Here’s a few of the highlights from their massive update below:
“Because our story is so replete with branching narratives, it gets extremely dense. The very first branch you encounter in FNC splits the entire first 1/3rd of the game in half and effectively gives you a radically opposite perspective on the world where every NPC has new dialogue to account for a different Vault origin story.
Some branches have you joining the Enclave as a lone covert Agent versus you and your Wasteland Scout buddies questing together, or joining the NCR as opposed to the Raider Alliance. If you choose that last branch it’s literally because you took a right turn at a forked road after being warned what’s up there, and that decision GIVES YOU EFFECTIVELY ANOTHER MOD’S WORTH OF CONTENT.”
They also touched on the girth of voice work being done with over 14,000 lines accounted for:
“We do that 7 different times with 12 endings (1 of which is a maybe, we might not work that one out. So 11 endings and 1 that’s implemented but not playable. Yet.) So these 14,000 lines spread across 42 actors and about 60ish characters are concentrated in very dense layers. The code is a labyrinth the density of a neutron star, it’s just a web of branching conditions and checks on unexpected player behaviour. Pascal probability handlers to see what the player might randomly decide to mix together, basically.”

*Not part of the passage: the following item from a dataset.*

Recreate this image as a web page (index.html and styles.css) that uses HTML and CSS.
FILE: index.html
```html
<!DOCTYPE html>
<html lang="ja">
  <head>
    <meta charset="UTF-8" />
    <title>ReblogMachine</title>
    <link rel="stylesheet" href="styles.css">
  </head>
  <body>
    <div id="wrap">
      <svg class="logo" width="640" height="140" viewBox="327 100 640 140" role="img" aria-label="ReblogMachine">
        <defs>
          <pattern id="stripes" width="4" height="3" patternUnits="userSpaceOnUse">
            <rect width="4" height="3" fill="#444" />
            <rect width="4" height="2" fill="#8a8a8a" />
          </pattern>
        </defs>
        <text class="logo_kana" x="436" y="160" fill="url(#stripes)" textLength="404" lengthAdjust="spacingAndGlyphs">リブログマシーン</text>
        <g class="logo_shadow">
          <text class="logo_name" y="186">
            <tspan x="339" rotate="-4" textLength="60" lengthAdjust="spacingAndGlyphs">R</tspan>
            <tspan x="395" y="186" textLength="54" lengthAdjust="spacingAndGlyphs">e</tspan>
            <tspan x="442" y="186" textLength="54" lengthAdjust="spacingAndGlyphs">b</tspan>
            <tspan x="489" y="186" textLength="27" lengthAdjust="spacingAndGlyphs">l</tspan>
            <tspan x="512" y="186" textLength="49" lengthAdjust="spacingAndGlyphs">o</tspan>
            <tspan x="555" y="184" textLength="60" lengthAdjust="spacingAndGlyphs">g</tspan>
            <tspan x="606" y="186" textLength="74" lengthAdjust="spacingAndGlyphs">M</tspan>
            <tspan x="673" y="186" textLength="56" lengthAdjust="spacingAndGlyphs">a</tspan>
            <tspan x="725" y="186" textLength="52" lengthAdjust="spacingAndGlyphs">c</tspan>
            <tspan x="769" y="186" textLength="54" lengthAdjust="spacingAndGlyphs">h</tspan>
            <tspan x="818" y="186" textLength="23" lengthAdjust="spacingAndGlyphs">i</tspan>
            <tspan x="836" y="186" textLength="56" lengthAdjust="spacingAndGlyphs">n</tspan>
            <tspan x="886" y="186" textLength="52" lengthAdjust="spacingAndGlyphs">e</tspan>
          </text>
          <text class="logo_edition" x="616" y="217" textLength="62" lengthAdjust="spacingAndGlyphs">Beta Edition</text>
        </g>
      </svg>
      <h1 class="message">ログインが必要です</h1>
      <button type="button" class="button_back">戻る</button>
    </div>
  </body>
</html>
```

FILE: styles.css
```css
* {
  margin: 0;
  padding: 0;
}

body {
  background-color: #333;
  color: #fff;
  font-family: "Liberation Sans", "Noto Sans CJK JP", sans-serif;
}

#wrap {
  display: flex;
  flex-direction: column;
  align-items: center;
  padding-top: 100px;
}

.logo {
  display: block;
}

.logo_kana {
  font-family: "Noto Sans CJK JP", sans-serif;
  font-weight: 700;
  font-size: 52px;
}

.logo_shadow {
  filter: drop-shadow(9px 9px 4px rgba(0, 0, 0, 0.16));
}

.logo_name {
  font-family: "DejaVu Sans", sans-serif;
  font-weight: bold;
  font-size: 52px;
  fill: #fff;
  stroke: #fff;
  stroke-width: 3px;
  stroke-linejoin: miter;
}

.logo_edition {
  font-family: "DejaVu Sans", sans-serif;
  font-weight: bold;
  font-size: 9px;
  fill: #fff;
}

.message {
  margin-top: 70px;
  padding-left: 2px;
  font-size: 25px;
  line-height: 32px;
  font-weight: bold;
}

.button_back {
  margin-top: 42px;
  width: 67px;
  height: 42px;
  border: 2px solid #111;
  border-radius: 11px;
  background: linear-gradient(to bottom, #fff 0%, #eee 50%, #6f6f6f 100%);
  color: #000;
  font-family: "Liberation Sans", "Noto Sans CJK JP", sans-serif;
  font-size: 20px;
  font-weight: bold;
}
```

“When you combine the absence of side quests with the fact that our map is irrationally large and open desert, it kinda results in “content droughts.”

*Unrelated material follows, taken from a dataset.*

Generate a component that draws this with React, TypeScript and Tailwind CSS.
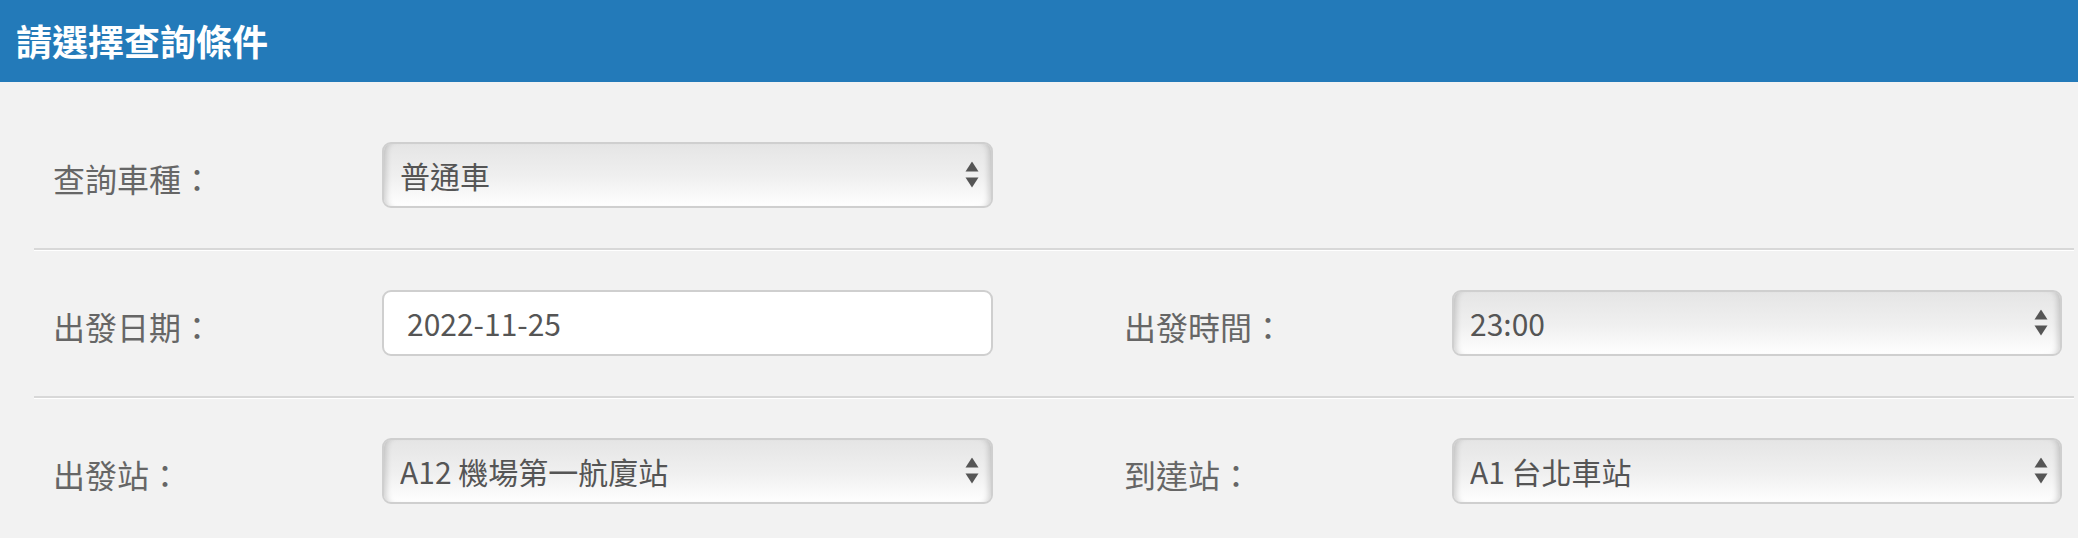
import React from "react";

const fieldFont = {
  fontFamily: '"Noto Sans CJK TC", "Noto Sans", sans-serif',
};

const rows = [
  {
    left: { label: "查詢車種：", type: "select", value: "普通車", options: ["普通車", "直達車"] },
    right: null,
  },
  {
    left: { label: "出發日期：", type: "input", value: "2022-11-25" },
    right: { label: "出發時間：", type: "select", value: "23:00", options: ["22:00", "23:00"] },
  },
  {
    left: { label: "出發站：", type: "select", value: "A12 機場第一航廈站", options: ["A1 台北車站", "A12 機場第一航廈站"] },
    right: { label: "到達站：", type: "select", value: "A1 台北車站", options: ["A1 台北車站", "A12 機場第一航廈站"] },
  },
];

type Field = {
  label: string;
  type: string;
  value: string;
  options?: string[];
};

const Arrows = () => (
  <svg
    className="pointer-events-none absolute right-[14px] top-1/2 -translate-y-1/2"
    width="14"
    height="27"
    viewBox="0 0 14 27"
  >
    <polygon points="7,0 13.5,10 0.5,10" fill="#555" />
    <polygon points="0.5,16 13.5,16 7,26" fill="#555" />
  </svg>
);

const Control: React.FC<{ field: Field; width: string }> = ({ field, width }) => {
  if (field.type === "input") {
    return (
      <input
        type="text"
        readOnly
        value={field.value}
        style={fieldFont}
        className={`${width} h-[66px] rounded-[9px] border-2 border-[#cfcfcf] bg-white pl-[23px] text-[30px] text-[#555] outline-none`}
      />
    );
  }
  return (
    <div className={`relative ${width} h-[66px]`}>
      <select
        defaultValue={field.value}
        style={fieldFont}
        className="h-full w-full appearance-none rounded-[9px] border-2 border-[#cfcfcf] bg-[linear-gradient(to_bottom,#e5e5e5,#f0f0f0_55%,#fefefe)] pl-[16px] text-[30px] text-[#555] shadow-[inset_7px_0_6px_-5px_rgba(0,0,0,0.18),inset_-7px_0_6px_-5px_rgba(0,0,0,0.18)] outline-none"
      >
        {field.options?.map((o) => (
          <option key={o} value={o}>
            {o}
          </option>
        ))}
      </select>
      <Arrows />
    </div>
  );
};

export default function App() {
  return (
    <div className="min-h-[538px] w-[2078px] bg-[#f2f2f2]" style={fieldFont}>
      <div className="flex h-[82px] items-center bg-[#237ab9] px-[16px] pb-[2px]">
        <h1 className="text-[36px] font-bold text-white">請選擇查詢條件</h1>
      </div>

      <div className="ml-[34px] w-[2040px] pt-[20px]">
        {rows.map((row, i) => (
          <div
            key={i}
            className={`grid grid-cols-[329px_611px_131px_328px_610px] items-center py-[40px] pl-[19px] ${
              i < rows.length - 1 ? "border-b-2 border-[#d8d8d8] shadow-[0_1px_0_#ffffff]" : ""
            }`}
          >
            <div className="pt-[6px] text-[32px] text-[#666]">{row.left.label}</div>
            <Control field={row.left} width="w-[611px]" />
            <div />
            {row.right ? (
              <>
                <div className="pt-[6px] text-[32px] text-[#666]">{row.right.label}</div>
                <Control field={row.right} width="w-[610px]" />
              </>
            ) : (
              <>
                <div />
                <div />
              </>
            )}
          </div>
        ))}
      </div>
    </div>
  );
}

When you’re in our main quest areas, good gods, wow, that is almost too much cool stuff in one place. It puts some games to shame. But then you leave our main quest and are treated to a picturesque but largely empty void that cares about you as much as your aloof super mutant father.
There are only two of us working in the GECK right now both making content and fixing bugs. Me and Rick. Rick is our lead programmer and I am the lead artist. I patch buggy levels and add art, Rick fixes engine bugs and scripts narrative events & content.
We’re both busy as hell making sure the mod is playable. Adding new voiced story content?
That’s a dog with two bones.
The only real option I had is to ask for help, but history shows that doing so absolutely doesn’t work. I tried anyway, posted a few help wanted ads on Nexus and Discord modding pages with active New Vegas modders, and sent personal invites to about 15 quest modders, all of them with the skills we need. Followed up with each one and got back a dude who wants to write but not script and radio silence.”